Paper short abstract:
This paper compares preference data focused on masks collected in 1979 (400 interviews) and 2003 (130 interviews), in Okpella, (Edo State, Nigeria), and addresses questions of how well formed and resilient the local aesthetic has proven to be in the face of dramatic social change.
Paper long abstract:
Survey research proved an effective tool for tapping into reservoirs of local perception in Okpella, a place and a people, located north of Benin City in southern Nigeria, when informal consideration of images failed to prompt discussion of aesthetic criteria. In 1979, five years after a social and historical study of Okpella's ancestral masquerades was made, a major survey on aesthetic preference was undertaken. 400 individuals of different ages and genders were interviewed. In 2003, a panel study took place. 100 of the original sample were re-interviewed along with additional young people. The survey's centerpiece was a set of 'mask' images categorized as 'beautiful' (osomhotse) or 'grotesque' (ulishi). Respondents saw these in paired sequences, making what is called a 'forced choice' between two images. Rankings were then constructed using statistical procedures. Formal art historical analysis of the ranked images and acquired cultural knowledge provided the basis for constructing a theory, or at least an hypothesis, of what made an image 'beautiful' or 'grotesque,' and where people focused when they make such assessments. The proposed paper looks at the questions asked in the original study (e.g., Is there an aesthetic when people choose not to voice criticism?), their relevance for today, and the independent value of the responses compared over this time period to provide valuable insight into how well formed and resilient the Okpella aesthetic has proven itself to be in the face of dramatic social change.
Paper short abstract:
In 1973 I studied urban migration in a town in southern Ethiopia. In this paper I will report on the reactions of the new elite of the town when finally reading a book that was until now only hearsay and the local expectations of the findings to be of the new study.
Paper long abstract:
Since 1974 Ethiopia has undergone overwhelming historical events. As a consequence, the town which I studied in 1973 today has a totally new elite with no, or shallow, roots in the place. All archives from previous regimes are gone. My humble dissertation, that was only known by hearsay when I returned in January 2008, was hoped to supply the new townspeople with a sense of their past and to provide material for tourist exhibitions and other things.

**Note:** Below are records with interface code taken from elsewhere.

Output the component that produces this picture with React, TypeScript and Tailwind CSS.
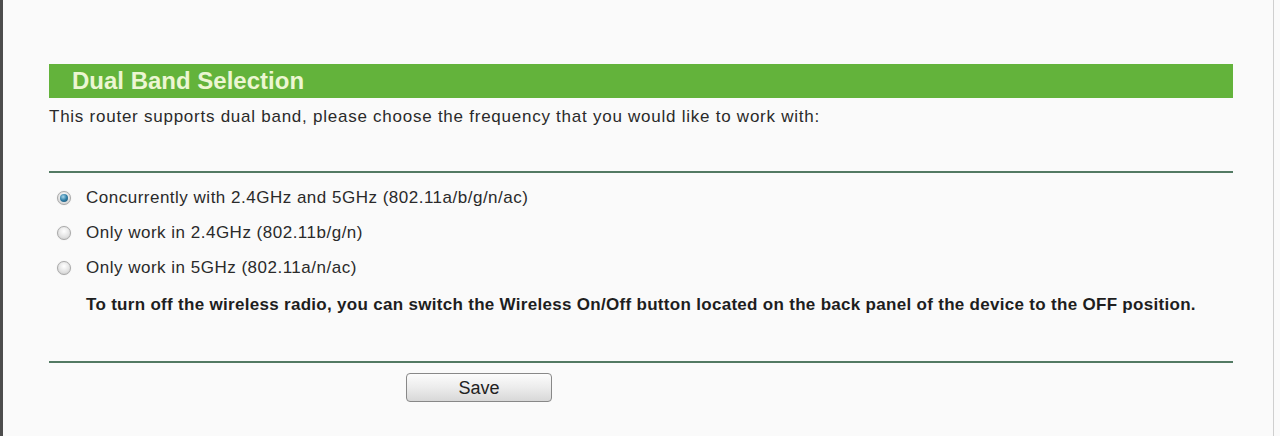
import React, { useState } from "react";

type BandOption = {
  id: string;
  label: string;
};

const options: BandOption[] = [
  { id: "both", label: "Concurrently with 2.4GHz and 5GHz (802.11a/b/g/n/ac)" },
  { id: "24", label: "Only work in 2.4GHz (802.11b/g/n)" },
  { id: "5", label: "Only work in 5GHz (802.11a/n/ac)" },
];

function Radio({ checked, onClick }: { checked: boolean; onClick: () => void }) {
  return (
    <span
      onClick={onClick}
      className="w-[14px] h-[14px] rounded-full border border-[#a8a8a8] bg-[radial-gradient(circle_at_50%_35%,#ffffff_0%,#e4e4e4_55%,#c8c8c8_100%)] shadow-[0_0_1px_#d0d0d0] flex items-center justify-center cursor-pointer shrink-0"
    >
      {checked && (
        <span className="w-[8px] h-[8px] rounded-full bg-[radial-gradient(circle_at_40%_35%,#a8d6ea_0%,#2f7ea6_50%,#1b4a68_100%)]" />
      )}
    </span>
  );
}

function App() {
  const [band, setBand] = useState("both");

  return (
    <div className="w-[1280px] h-[436px] bg-[#fafafa] overflow-hidden font-['Liberation_Sans',Arial,sans-serif] text-[#222]">
      <div className="w-[1274px] h-full border-l-[3px] border-l-[#4d4d4d] border-r border-r-[#cfcfcf] pl-[46px]">
        <div className="w-[1184px] flex flex-col">
          <div className="mt-[64px] h-[34px] bg-[#63b33b] flex items-center pl-[23px]">
            <span className="text-[24px] leading-none font-bold text-[#ecf6d2]">
              Dual Band Selection
            </span>
          </div>

          <p className="mt-[9px] h-[20px] leading-[20px] text-[17px] tracking-[0.75px] text-[#2a2a2a]">
            This router supports dual band, please choose the frequency that you would like to work with:
          </p>

          <div className="mt-[44px] h-[2px] bg-[#537a63]" />

          <div className="mt-[7px] flex flex-col">
            {options.map((o) => (
              <div key={o.id} className="h-[35px] flex items-center pl-[8px] gap-[15px]">
                <Radio checked={band === o.id} onClick={() => setBand(o.id)} />
                <span
                  className="text-[17px] leading-[20px] tracking-[0.5px] text-[#2a2a2a] cursor-pointer"
                  onClick={() => setBand(o.id)}
                >
                  {o.label}
                </span>
              </div>
            ))}
          </div>

          <p className="mt-[10px] pl-[37px] h-[20px] leading-[20px] text-[17px] font-bold tracking-[0.3px] text-[#1e1e1e]">
            To turn off the wireless radio, you can switch the Wireless On/Off button located on the back panel of the device to the OFF position.
          </p>

          <div className="mt-[46px] h-[2px] bg-[#537a63]" />

          <div className="mt-[10px] pl-[357px]">
            <button className="w-[146px] h-[29px] rounded-[4px] border border-[#888] bg-[linear-gradient(#fcfcfc,#ececec_50%,#d8d8d8)] text-[18px] text-[#222] leading-none">
              Save
            </button>
          </div>
        </div>
      </div>
    </div>
  );
}

export default App;
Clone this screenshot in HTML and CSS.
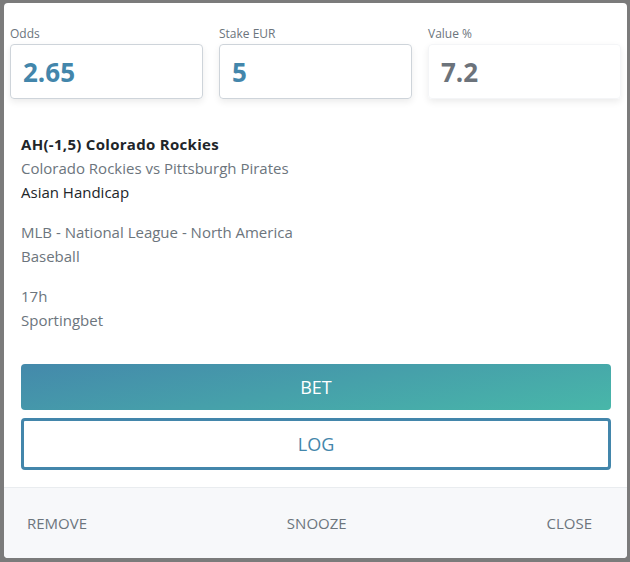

In this paper, I will outline the response that I met when bringing this hope to an end while at the same time trying to fend off extravagant expectations of what the re-study would yield in terms of measurable success of "development" and increased welfare.
Paper short abstract:
This paper is a continuation of fieldwork I did among the pastoral Maasai of Kenya in the 1980’s. The title of the paper suggests a longitudinal methodological approach, of which family biographies and individual life careers constitute a major part. I use this long-term engagement with the field to debate both social change as well as continuity in the context of a minority population.
Paper long abstract:
This paper is a continuation of fieldwork I did among the pastoral Maasai of Kenya in the 1980’s. The title of the paper suggests a longitudinal methodological approach, of which family biographies and individual life careers constitute a major part. I use this long-term engagement with the field to debate both social change as well as continuity in the context of a minority population. The paper focuses particularly female identity making and women’s management of household and family resources. Considerable changes in life circumstances have taken place in the study sites over this quarter of a century. Two factors in particular are interesting for the discussion in this paper: 1) increased sales of both male and female labour, and 2) widespread evangelisation, not least among the women. The paper especially aspires to discuss how men and women in shifting contexts of pastoral production negotiate spaces of autonomy and power. Earlier findings of female marginalisation and loss of influence within the pastoral sector will be set against recent observations.
Paper short abstract:
This paper looks at a fieldtrip the length of California testing the Arthur Murray dance studios and their free dance introduction lessons. This dance lesson exercise highlights some of the difficulties faced by anthropologists making return studies where skills, personalities and even presentation are subject to change, thus calling into question the nature of ethnographic comparison itself.
Paper long abstract:
This paper looks at a fieldtrip the length of California testing the Arthur Murray dance studios and their free dance introduction lessons. Each dance studio is part of a franchise offering similar services, but the teachers and locations vary. So too does the dancer: in this case, the anthropologist visited 9 different studios and assumed the identity of a different type of dancer with different abilities and motives to examine the interactions on the dance floor and in the dance package hard sell. The experience revealed a student-teacher interaction based upon dominance and sexuality, knowledge and coercion, but also one dependent upon the presumed personality of the anthropologist. This dance lesson exercise highlights some of the difficulties faced by anthropologists making return studies where skills, personalities and even presentation are subject to change, thus calling into question the nature of ethnographic comparison itself.